EXERCISE DIRECTIONS> Restate, exactly and without pictures, the lines from the start of the listing below through the line holding "h-[67px] bg-[#f5f5f5] px-[10px]".

SUPPLIED INFORMATION>
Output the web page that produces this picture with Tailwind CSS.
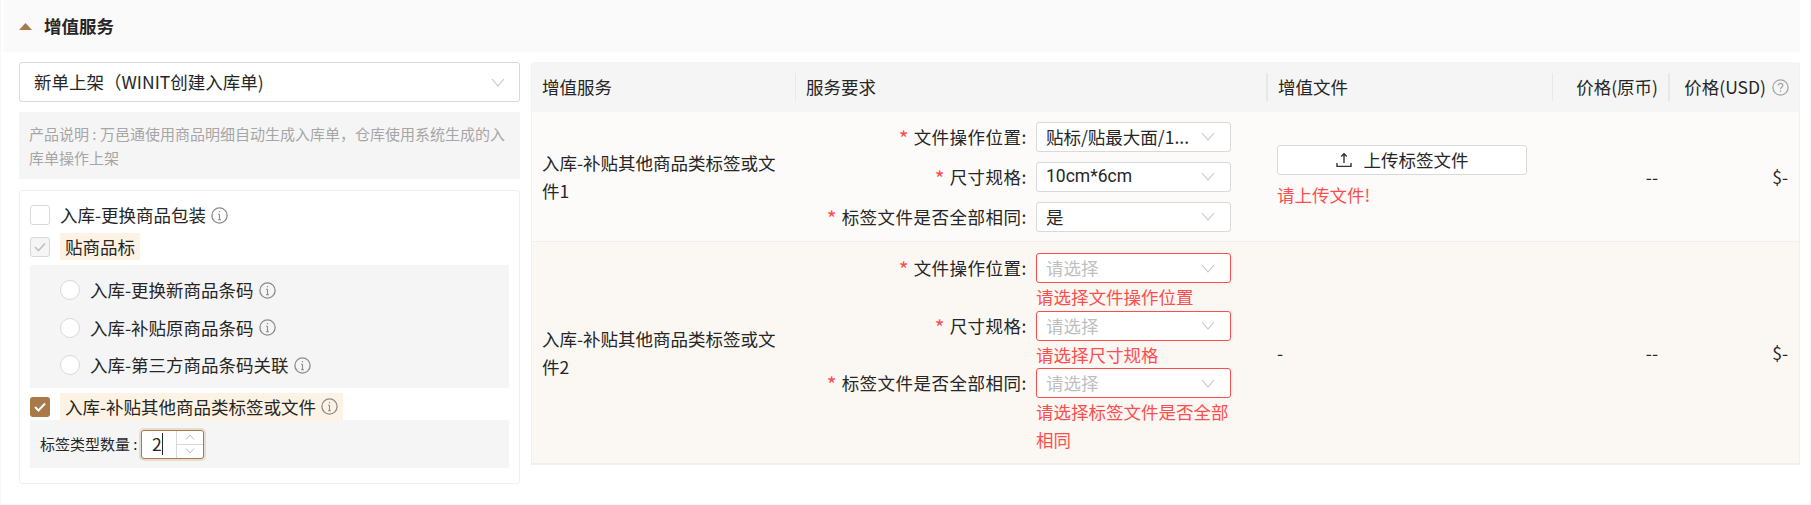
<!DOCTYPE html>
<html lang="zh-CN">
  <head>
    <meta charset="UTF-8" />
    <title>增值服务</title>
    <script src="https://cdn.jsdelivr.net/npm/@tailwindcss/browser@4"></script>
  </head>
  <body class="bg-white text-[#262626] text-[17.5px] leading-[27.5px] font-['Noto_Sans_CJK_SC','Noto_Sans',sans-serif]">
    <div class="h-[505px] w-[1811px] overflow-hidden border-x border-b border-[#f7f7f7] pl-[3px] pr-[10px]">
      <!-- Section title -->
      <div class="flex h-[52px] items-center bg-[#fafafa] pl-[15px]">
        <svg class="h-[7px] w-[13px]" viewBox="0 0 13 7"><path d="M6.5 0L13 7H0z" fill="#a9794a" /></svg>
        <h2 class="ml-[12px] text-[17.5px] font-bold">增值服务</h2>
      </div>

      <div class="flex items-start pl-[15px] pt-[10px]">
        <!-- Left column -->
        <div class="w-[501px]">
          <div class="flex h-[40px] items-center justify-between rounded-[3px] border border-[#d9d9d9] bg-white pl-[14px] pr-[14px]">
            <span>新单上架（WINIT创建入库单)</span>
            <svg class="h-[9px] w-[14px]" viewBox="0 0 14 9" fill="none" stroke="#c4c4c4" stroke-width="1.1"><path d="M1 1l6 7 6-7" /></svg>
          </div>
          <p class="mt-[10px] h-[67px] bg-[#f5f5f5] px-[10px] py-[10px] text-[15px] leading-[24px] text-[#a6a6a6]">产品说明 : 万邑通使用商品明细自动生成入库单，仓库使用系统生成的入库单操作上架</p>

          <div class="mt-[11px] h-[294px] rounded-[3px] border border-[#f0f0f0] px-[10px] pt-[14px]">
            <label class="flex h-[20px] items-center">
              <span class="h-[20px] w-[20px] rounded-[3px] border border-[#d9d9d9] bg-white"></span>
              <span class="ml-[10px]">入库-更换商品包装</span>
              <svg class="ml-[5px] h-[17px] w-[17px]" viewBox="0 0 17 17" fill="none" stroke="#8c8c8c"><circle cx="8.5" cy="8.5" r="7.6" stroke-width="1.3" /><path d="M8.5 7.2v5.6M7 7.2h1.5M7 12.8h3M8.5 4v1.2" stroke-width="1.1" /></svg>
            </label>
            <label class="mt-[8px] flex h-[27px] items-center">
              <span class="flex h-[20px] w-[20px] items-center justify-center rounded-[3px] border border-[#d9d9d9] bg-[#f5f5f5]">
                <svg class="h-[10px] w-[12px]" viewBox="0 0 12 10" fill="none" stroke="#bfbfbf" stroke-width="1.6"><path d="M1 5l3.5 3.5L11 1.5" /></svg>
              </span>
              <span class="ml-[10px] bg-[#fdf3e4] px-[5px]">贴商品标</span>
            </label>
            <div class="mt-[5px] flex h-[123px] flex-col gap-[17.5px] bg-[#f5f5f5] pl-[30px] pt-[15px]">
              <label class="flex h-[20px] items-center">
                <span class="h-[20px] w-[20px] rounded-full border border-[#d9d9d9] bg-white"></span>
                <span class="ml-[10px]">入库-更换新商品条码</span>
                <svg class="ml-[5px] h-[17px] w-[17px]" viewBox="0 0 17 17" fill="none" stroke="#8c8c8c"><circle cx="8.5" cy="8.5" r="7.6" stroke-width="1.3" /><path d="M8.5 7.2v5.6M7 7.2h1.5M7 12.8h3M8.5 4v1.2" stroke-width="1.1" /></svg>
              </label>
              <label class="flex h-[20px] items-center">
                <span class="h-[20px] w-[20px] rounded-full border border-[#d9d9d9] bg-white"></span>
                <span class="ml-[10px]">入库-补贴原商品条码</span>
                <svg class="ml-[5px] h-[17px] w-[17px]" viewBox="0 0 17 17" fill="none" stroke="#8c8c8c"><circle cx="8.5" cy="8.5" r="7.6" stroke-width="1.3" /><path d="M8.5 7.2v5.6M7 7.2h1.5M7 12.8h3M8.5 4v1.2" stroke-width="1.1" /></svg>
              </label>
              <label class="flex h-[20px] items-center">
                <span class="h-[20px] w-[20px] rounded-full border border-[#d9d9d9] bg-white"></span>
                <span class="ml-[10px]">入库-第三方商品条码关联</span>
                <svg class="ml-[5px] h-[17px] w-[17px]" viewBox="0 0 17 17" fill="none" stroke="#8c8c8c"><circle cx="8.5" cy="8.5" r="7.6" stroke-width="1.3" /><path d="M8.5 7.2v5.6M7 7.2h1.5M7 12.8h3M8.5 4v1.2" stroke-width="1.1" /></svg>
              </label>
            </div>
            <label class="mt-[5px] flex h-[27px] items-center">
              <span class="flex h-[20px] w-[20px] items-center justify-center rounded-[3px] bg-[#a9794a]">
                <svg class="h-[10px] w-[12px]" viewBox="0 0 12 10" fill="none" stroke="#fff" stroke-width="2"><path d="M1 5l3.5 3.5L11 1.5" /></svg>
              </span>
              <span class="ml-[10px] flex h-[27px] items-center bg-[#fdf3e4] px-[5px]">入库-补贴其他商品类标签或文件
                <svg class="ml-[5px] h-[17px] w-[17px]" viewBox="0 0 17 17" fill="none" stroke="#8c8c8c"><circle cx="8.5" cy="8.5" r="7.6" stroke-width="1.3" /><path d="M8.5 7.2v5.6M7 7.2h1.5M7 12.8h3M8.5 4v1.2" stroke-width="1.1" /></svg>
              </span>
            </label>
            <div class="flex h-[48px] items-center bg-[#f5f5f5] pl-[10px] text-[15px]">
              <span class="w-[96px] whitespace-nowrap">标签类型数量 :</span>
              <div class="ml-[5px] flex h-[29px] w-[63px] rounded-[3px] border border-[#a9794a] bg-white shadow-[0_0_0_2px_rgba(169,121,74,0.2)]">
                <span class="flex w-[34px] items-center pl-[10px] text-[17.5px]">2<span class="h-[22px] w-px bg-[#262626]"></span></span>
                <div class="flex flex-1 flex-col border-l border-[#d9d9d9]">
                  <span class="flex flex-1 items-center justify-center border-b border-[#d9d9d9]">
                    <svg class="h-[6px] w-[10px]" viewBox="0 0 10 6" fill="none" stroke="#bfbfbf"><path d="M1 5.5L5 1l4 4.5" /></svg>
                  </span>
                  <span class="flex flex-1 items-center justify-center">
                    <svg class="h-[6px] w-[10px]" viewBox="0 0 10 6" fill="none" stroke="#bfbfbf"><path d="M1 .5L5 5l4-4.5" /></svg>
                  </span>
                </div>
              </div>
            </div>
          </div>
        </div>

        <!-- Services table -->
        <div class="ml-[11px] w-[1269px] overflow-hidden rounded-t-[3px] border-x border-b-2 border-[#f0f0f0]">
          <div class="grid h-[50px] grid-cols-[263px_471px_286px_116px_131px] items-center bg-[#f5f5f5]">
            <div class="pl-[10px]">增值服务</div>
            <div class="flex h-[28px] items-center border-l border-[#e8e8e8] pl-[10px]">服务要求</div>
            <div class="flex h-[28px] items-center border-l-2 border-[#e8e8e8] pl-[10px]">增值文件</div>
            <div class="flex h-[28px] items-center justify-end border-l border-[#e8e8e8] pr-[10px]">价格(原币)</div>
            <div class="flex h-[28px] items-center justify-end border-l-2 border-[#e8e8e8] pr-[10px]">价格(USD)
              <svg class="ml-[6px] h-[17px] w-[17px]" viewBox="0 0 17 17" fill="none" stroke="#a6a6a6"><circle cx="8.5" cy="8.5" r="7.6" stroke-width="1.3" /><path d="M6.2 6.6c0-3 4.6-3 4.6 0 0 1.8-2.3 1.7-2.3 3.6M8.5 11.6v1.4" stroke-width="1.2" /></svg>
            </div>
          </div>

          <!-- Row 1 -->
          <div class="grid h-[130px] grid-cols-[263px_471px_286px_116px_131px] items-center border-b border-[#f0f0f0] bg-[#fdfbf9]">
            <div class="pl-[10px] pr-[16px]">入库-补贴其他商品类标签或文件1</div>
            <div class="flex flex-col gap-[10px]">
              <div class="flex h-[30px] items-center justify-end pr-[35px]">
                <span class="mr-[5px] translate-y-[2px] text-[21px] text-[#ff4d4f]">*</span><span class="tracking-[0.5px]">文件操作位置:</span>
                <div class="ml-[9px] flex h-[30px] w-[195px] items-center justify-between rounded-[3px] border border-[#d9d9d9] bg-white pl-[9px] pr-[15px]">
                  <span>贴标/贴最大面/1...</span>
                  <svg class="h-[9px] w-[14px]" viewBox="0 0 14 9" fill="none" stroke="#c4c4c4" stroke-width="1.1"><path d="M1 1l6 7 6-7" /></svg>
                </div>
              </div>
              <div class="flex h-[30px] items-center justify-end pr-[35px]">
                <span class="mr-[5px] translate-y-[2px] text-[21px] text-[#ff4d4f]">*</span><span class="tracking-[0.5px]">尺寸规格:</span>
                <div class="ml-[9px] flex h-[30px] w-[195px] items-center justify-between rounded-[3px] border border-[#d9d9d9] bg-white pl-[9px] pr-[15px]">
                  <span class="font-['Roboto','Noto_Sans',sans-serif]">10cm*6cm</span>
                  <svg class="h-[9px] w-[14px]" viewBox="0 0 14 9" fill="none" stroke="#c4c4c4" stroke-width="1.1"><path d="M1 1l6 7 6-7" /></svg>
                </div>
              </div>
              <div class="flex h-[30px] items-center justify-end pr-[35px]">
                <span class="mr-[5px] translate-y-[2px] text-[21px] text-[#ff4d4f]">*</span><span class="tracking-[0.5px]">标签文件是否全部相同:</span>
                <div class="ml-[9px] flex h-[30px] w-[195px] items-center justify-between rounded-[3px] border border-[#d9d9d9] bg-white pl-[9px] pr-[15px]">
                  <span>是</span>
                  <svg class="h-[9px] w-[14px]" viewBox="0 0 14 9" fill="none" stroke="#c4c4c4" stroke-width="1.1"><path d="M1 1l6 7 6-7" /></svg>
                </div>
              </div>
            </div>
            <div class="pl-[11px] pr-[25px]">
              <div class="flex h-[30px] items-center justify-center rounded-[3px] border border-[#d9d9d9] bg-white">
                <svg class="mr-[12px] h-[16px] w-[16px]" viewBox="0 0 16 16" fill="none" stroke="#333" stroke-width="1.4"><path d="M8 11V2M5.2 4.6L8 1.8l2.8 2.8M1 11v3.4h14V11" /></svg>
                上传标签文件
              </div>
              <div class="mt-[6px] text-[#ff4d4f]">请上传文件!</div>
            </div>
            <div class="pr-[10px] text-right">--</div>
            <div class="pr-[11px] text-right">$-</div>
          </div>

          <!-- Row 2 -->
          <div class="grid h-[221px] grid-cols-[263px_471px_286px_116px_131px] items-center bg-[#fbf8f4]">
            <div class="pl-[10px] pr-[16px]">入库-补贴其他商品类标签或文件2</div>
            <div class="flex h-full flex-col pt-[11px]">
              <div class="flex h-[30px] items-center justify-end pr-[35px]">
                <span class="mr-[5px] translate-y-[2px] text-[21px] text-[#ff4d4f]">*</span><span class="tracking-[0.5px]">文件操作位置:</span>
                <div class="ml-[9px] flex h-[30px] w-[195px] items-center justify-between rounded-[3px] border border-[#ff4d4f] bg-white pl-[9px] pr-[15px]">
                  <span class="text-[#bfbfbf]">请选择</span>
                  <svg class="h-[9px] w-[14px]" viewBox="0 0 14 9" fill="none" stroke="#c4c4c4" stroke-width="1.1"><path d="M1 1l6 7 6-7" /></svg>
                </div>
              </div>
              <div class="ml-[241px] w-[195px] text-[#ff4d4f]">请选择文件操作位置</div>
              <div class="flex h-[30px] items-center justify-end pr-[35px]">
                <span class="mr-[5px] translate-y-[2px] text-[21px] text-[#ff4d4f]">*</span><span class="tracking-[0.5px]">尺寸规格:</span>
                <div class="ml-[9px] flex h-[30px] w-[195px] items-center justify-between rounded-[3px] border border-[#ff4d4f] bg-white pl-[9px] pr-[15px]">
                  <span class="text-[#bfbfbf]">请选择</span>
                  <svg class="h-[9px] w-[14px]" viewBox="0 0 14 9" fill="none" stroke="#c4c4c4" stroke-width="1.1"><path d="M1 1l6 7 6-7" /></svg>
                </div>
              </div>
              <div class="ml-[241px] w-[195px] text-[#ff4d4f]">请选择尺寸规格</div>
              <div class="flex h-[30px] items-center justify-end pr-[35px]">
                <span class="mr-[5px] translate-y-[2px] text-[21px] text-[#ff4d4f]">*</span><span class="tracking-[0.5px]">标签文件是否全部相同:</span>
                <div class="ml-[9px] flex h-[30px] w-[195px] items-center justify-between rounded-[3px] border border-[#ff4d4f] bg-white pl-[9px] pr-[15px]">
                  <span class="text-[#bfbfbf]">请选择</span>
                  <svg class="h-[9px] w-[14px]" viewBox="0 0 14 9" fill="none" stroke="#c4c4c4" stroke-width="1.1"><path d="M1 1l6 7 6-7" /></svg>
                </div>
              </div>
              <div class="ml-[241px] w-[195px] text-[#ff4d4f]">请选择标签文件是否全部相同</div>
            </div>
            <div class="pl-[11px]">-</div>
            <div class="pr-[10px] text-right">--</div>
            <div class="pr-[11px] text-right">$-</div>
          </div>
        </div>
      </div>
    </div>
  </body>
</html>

CORRECT OUTPUT>
Output the web page that produces this picture with Tailwind CSS.
<!DOCTYPE html>
<html lang="zh-CN">
  <head>
    <meta charset="UTF-8" />
    <title>增值服务</title>
    <script src="https://cdn.jsdelivr.net/npm/@tailwindcss/browser@4"></script>
  </head>
  <body class="bg-white text-[#262626] text-[17.5px] leading-[27.5px] font-['Noto_Sans_CJK_SC','Noto_Sans',sans-serif]">
    <div class="h-[505px] w-[1811px] overflow-hidden border-x border-b border-[#f7f7f7] pl-[3px] pr-[10px]">
      <!-- Section title -->
      <div class="flex h-[52px] items-center bg-[#fafafa] pl-[15px]">
        <svg class="h-[7px] w-[13px]" viewBox="0 0 13 7"><path d="M6.5 0L13 7H0z" fill="#a9794a" /></svg>
        <h2 class="ml-[12px] text-[17.5px] font-bold">增值服务</h2>
      </div>

      <div class="flex items-start pl-[15px] pt-[10px]">
        <!-- Left column -->
        <div class="w-[501px]">
          <div class="flex h-[40px] items-center justify-between rounded-[3px] border border-[#d9d9d9] bg-white pl-[14px] pr-[14px]">
            <span>新单上架（WINIT创建入库单)</span>
            <svg class="h-[9px] w-[14px]" viewBox="0 0 14 9" fill="none" stroke="#c4c4c4" stroke-width="1.1"><path d="M1 1l6 7 6-7" /></svg>
          </div>
          <p class="mt-[10px] h-[67px] bg-[#f5f5f5] px-[10px] py-[10px] text-[15px] leading-[24px] text-[#a6a6a6]">产品说明 : 万邑通使用商品明细自动生成入库单，仓库使用系统生成的入库单操作上架</p>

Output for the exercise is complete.